Nos Estados Unidos, a FDA (Food and Drug Administration), agência de fiscalização e regulamentação de alimentos e remédios, vem divulgando alertas desde 2014 sobre comidas para animais de seis fabricantes chineses. Naquele mesmo ano, a cadeia americana de varejo Petco anunciou que suspenderia a venda de comida para animais fabricada na China. A PetSmart, outra grande cadeia americana de comércio de produtos para animais de estimação, rapidamente seguiu esse exemplo, embora produtos chineses continuem à venda em diversas lojas americanas.
Em um escândalo separado, resíduos químicos da produção de plásticos foram identificados, em 2007, como parte de complementos de baixo preço usados em comida para animais chinesa exportada aos Estados Unidos.
"A ração animal nacional é venenosa", disse Elaine Sun, dona de um poodle em Wuxi, uma cidade perto de Xangai. "Não importa o quanto eles repitam que é boa, nunca confiarei nesses produtos".
Ding Limin, especialista em nutrição animal na Universidade Agrícola da China e membro de uma comissão governamental sobre padrões de qualidade de ração animal, disse que havia pouca diferença de qualidade ou valor nutritivo entre a comida para animais chinesa e a importada.

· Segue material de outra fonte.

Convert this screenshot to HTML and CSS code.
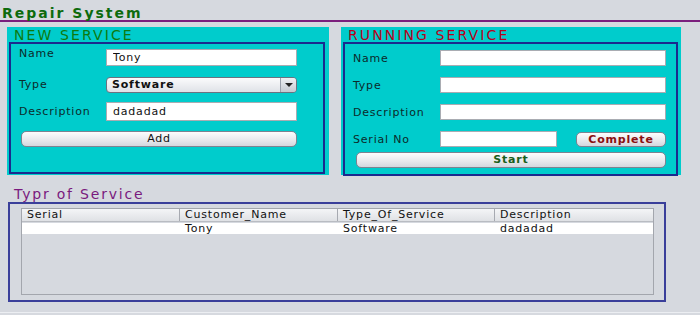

As políticas comerciais afetam há muito o cenário da comida para animais na China. Pequim proíbe importações em larga escala de ração animal contendo carne bovina ou de frango, invocando temores da doença da vaca louca e gripe aviária, ainda que tenha relaxado suas regras dois anos atrás para permitir importações online. Em parte como resultado dessas restrições, no ano passado a China exportou US$ 148 milhões (R$ 544 milhões) em comida para animais aos Estados Unidos e importou apenas US$ 6,5 milhões (R$ 23,02 milhões).
A China também começou a permitir importações de carne bovina americana para consumo humano, no ano passado, em grande volume.
Executivos do setor na China dizem que importar ração animal dos Estados Unidos se tornou mais difícil desde maio, e que a culpa é da guerra comercial. O EPet, um mercado online de produtos para animais de estimação chinês, afirmou na metade de setembro que os controles de importação estavam se tornando mais rigorosos e que as autoridades estavam executando mais inspeções.
"Infelizmente, a indústria de ração animal foi afetada pela tempestade comercial", a empresa afirmou.
Roy Cheng, agente de importação que trabalha com comida americana para animais em Xangai, disse que os produtos que importa sofreram pelo menos seis inspeções nos dois últimos meses. Antes da guerra comercial, acontecia menos de uma inspeção por mês, ele disse.
"Estou me transformando em político, assistindo a noticiários sobre a guerra comercial a cada dia, embora eu seja apenas um vendedor de comida para animais", ele disse.